#### Data extract

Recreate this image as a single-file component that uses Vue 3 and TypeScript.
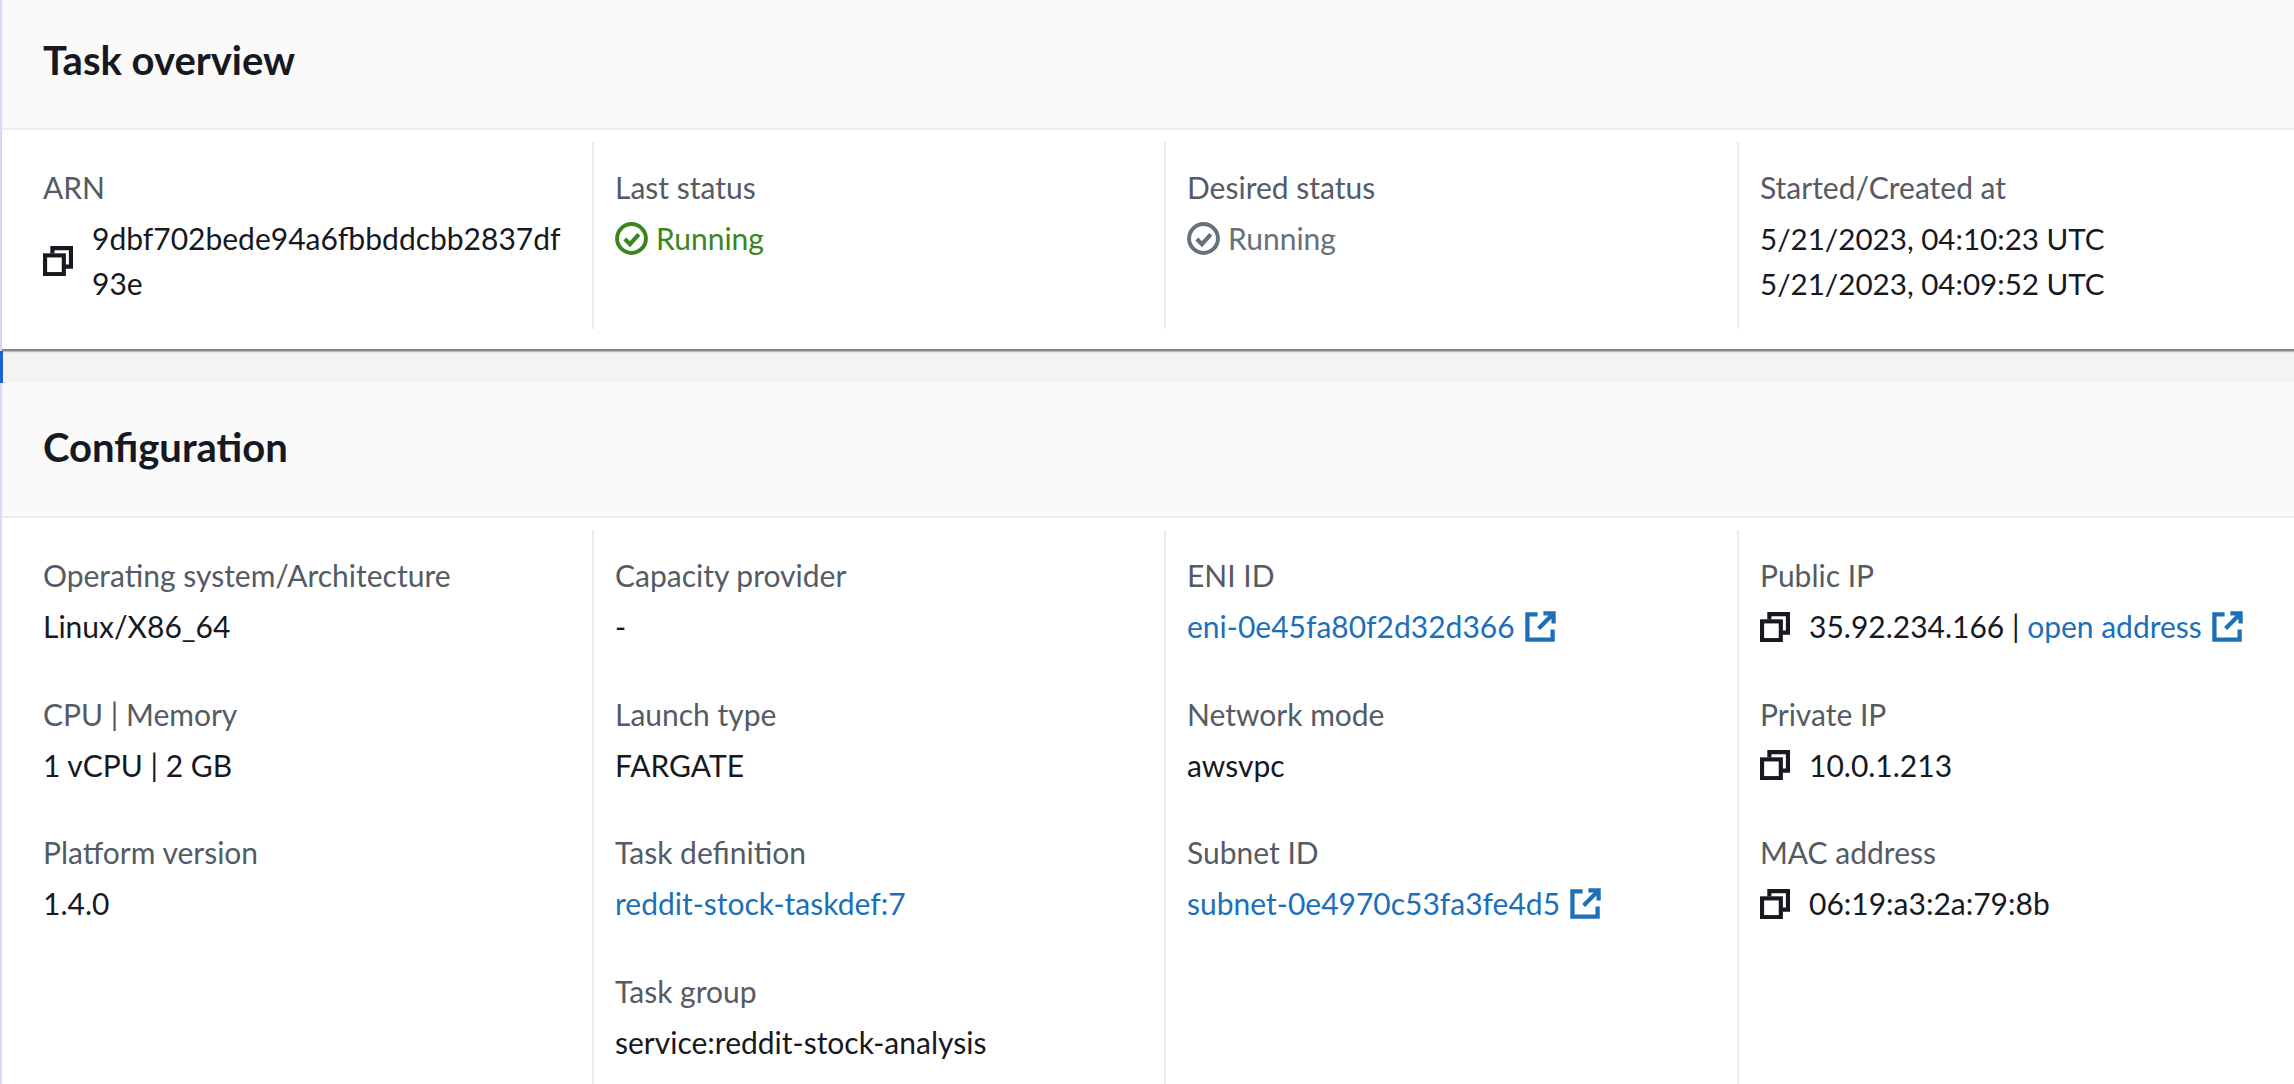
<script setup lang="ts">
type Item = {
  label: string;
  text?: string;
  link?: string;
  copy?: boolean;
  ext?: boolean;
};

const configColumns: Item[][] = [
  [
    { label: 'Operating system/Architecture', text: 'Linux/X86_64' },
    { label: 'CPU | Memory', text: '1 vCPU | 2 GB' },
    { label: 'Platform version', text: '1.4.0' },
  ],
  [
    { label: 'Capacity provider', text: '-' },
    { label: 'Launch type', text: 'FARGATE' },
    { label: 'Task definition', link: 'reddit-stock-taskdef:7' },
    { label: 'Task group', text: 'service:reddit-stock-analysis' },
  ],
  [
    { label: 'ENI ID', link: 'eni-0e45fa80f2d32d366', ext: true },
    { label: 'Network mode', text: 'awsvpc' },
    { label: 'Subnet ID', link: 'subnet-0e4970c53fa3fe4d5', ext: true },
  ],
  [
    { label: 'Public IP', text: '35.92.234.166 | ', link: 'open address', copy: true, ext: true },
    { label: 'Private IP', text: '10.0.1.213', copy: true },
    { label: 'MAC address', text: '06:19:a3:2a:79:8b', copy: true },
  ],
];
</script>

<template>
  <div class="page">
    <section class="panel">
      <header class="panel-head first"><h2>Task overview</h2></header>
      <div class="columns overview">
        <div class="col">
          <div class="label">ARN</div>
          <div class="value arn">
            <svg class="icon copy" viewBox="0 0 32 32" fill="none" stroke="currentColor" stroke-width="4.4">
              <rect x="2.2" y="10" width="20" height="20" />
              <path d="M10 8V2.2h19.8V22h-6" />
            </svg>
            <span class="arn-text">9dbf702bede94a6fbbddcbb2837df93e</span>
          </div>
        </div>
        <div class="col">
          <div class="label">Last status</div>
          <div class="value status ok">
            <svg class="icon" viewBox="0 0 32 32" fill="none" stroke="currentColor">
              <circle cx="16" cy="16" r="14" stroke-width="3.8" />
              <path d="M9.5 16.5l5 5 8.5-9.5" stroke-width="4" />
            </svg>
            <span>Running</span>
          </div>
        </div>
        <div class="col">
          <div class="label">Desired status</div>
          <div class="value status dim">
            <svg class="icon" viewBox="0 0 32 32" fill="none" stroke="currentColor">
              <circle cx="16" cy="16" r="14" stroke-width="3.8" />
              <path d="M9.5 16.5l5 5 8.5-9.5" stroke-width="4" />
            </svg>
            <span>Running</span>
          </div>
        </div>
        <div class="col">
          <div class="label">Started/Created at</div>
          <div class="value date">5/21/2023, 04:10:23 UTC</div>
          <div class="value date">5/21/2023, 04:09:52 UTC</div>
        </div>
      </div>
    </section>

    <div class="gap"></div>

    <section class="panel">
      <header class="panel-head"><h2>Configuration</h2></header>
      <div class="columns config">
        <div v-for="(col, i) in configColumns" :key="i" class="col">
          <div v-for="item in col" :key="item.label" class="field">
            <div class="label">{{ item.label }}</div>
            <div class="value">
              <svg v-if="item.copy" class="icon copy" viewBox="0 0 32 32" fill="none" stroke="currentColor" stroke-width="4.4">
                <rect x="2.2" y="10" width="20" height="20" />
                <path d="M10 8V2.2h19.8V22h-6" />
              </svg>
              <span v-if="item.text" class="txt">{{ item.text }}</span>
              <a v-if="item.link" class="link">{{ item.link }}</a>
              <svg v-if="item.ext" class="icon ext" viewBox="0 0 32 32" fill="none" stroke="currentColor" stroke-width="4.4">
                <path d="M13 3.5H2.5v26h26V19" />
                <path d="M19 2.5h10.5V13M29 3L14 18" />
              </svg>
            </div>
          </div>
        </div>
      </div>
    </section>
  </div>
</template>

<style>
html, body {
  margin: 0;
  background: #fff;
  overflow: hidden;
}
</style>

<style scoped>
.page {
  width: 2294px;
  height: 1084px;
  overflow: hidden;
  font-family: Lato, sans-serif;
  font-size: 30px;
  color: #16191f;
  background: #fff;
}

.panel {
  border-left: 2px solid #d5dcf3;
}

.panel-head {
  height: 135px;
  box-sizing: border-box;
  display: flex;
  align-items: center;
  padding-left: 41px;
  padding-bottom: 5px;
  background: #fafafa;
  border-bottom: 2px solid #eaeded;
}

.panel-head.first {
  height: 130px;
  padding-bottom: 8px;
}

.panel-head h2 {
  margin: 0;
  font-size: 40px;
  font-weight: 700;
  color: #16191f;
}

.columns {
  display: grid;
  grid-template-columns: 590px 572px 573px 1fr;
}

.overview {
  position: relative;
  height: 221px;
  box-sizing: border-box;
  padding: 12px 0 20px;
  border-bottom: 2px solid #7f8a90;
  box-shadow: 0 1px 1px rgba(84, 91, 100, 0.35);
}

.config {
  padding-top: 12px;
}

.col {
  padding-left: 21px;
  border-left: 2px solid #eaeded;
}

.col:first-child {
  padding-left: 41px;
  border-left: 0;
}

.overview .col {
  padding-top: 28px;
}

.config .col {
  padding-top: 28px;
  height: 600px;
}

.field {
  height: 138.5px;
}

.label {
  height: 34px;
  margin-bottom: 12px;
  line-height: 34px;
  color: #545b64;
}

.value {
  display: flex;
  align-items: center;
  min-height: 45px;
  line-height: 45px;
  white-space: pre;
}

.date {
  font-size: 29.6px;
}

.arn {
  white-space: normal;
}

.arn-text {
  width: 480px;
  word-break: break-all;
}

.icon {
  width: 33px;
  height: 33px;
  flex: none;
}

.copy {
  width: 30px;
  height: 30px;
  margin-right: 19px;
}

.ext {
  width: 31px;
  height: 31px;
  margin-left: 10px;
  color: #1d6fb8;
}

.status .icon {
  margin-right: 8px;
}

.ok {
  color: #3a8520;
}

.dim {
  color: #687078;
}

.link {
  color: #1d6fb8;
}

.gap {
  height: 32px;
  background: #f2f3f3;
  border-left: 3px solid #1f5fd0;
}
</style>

########

Print each line of the material above exactly, with the pictures removed from your copy.

▶ Response below
Recreate this image as a single-file component that uses Vue 3 and TypeScript.
<script setup lang="ts">
type Item = {
  label: string;
  text?: string;
  link?: string;
  copy?: boolean;
  ext?: boolean;
};

const configColumns: Item[][] = [
  [
    { label: 'Operating system/Architecture', text: 'Linux/X86_64' },
    { label: 'CPU | Memory', text: '1 vCPU | 2 GB' },
    { label: 'Platform version', text: '1.4.0' },
  ],
  [
    { label: 'Capacity provider', text: '-' },
    { label: 'Launch type', text: 'FARGATE' },
    { label: 'Task definition', link: 'reddit-stock-taskdef:7' },
    { label: 'Task group', text: 'service:reddit-stock-analysis' },
  ],
  [
    { label: 'ENI ID', link: 'eni-0e45fa80f2d32d366', ext: true },
    { label: 'Network mode', text: 'awsvpc' },
    { label: 'Subnet ID', link: 'subnet-0e4970c53fa3fe4d5', ext: true },
  ],
  [
    { label: 'Public IP', text: '35.92.234.166 | ', link: 'open address', copy: true, ext: true },
    { label: 'Private IP', text: '10.0.1.213', copy: true },
    { label: 'MAC address', text: '06:19:a3:2a:79:8b', copy: true },
  ],
];
</script>

<template>
  <div class="page">
    <section class="panel">
      <header class="panel-head first"><h2>Task overview</h2></header>
      <div class="columns overview">
        <div class="col">
          <div class="label">ARN</div>
          <div class="value arn">
            <svg class="icon copy" viewBox="0 0 32 32" fill="none" stroke="currentColor" stroke-width="4.4">
              <rect x="2.2" y="10" width="20" height="20" />
              <path d="M10 8V2.2h19.8V22h-6" />
            </svg>
            <span class="arn-text">9dbf702bede94a6fbbddcbb2837df93e</span>
          </div>
        </div>
        <div class="col">
          <div class="label">Last status</div>
          <div class="value status ok">
            <svg class="icon" viewBox="0 0 32 32" fill="none" stroke="currentColor">
              <circle cx="16" cy="16" r="14" stroke-width="3.8" />
              <path d="M9.5 16.5l5 5 8.5-9.5" stroke-width="4" />
            </svg>
            <span>Running</span>
          </div>
        </div>
        <div class="col">
          <div class="label">Desired status</div>
          <div class="value status dim">
            <svg class="icon" viewBox="0 0 32 32" fill="none" stroke="currentColor">
              <circle cx="16" cy="16" r="14" stroke-width="3.8" />
              <path d="M9.5 16.5l5 5 8.5-9.5" stroke-width="4" />
            </svg>
            <span>Running</span>
          </div>
        </div>
        <div class="col">
          <div class="label">Started/Created at</div>
          <div class="value date">5/21/2023, 04:10:23 UTC</div>
          <div class="value date">5/21/2023, 04:09:52 UTC</div>
        </div>
      </div>
    </section>

    <div class="gap"></div>

    <section class="panel">
      <header class="panel-head"><h2>Configuration</h2></header>
      <div class="columns config">
        <div v-for="(col, i) in configColumns" :key="i" class="col">
          <div v-for="item in col" :key="item.label" class="field">
            <div class="label">{{ item.label }}</div>
            <div class="value">
              <svg v-if="item.copy" class="icon copy" viewBox="0 0 32 32" fill="none" stroke="currentColor" stroke-width="4.4">
                <rect x="2.2" y="10" width="20" height="20" />
                <path d="M10 8V2.2h19.8V22h-6" />
              </svg>
              <span v-if="item.text" class="txt">{{ item.text }}</span>
              <a v-if="item.link" class="link">{{ item.link }}</a>
              <svg v-if="item.ext" class="icon ext" viewBox="0 0 32 32" fill="none" stroke="currentColor" stroke-width="4.4">
                <path d="M13 3.5H2.5v26h26V19" />
                <path d="M19 2.5h10.5V13M29 3L14 18" />
              </svg>
            </div>
          </div>
        </div>
      </div>
    </section>
  </div>
</template>

<style>
html, body {
  margin: 0;
  background: #fff;
  overflow: hidden;
}
</style>

<style scoped>
.page {
  width: 2294px;
  height: 1084px;
  overflow: hidden;
  font-family: Lato, sans-serif;
  font-size: 30px;
  color: #16191f;
  background: #fff;
}

.panel {
  border-left: 2px solid #d5dcf3;
}

.panel-head {
  height: 135px;
  box-sizing: border-box;
  display: flex;
  align-items: center;
  padding-left: 41px;
  padding-bottom: 5px;
  background: #fafafa;
  border-bottom: 2px solid #eaeded;
}

.panel-head.first {
  height: 130px;
  padding-bottom: 8px;
}

.panel-head h2 {
  margin: 0;
  font-size: 40px;
  font-weight: 700;
  color: #16191f;
}

.columns {
  display: grid;
  grid-template-columns: 590px 572px 573px 1fr;
}

.overview {
  position: relative;
  height: 221px;
  box-sizing: border-box;
  padding: 12px 0 20px;
  border-bottom: 2px solid #7f8a90;
  box-shadow: 0 1px 1px rgba(84, 91, 100, 0.35);
}

.config {
  padding-top: 12px;
}

.col {
  padding-left: 21px;
  border-left: 2px solid #eaeded;
}

.col:first-child {
  padding-left: 41px;
  border-left: 0;
}

.overview .col {
  padding-top: 28px;
}

.config .col {
  padding-top: 28px;
  height: 600px;
}

.field {
  height: 138.5px;
}

.label {
  height: 34px;
  margin-bottom: 12px;
  line-height: 34px;
  color: #545b64;
}

.value {
  display: flex;
  align-items: center;
  min-height: 45px;
  line-height: 45px;
  white-space: pre;
}

.date {
  font-size: 29.6px;
}

.arn {
  white-space: normal;
}

.arn-text {
  width: 480px;
  word-break: break-all;
}

.icon {
  width: 33px;
  height: 33px;
  flex: none;
}

.copy {
  width: 30px;
  height: 30px;
  margin-right: 19px;
}

.ext {
  width: 31px;
  height: 31px;
  margin-left: 10px;
  color: #1d6fb8;
}

.status .icon {
  margin-right: 8px;
}

.ok {
  color: #3a8520;
}

.dim {
  color: #687078;
}

.link {
  color: #1d6fb8;
}

.gap {
  height: 32px;
  background: #f2f3f3;
  border-left: 3px solid #1f5fd0;
}
</style>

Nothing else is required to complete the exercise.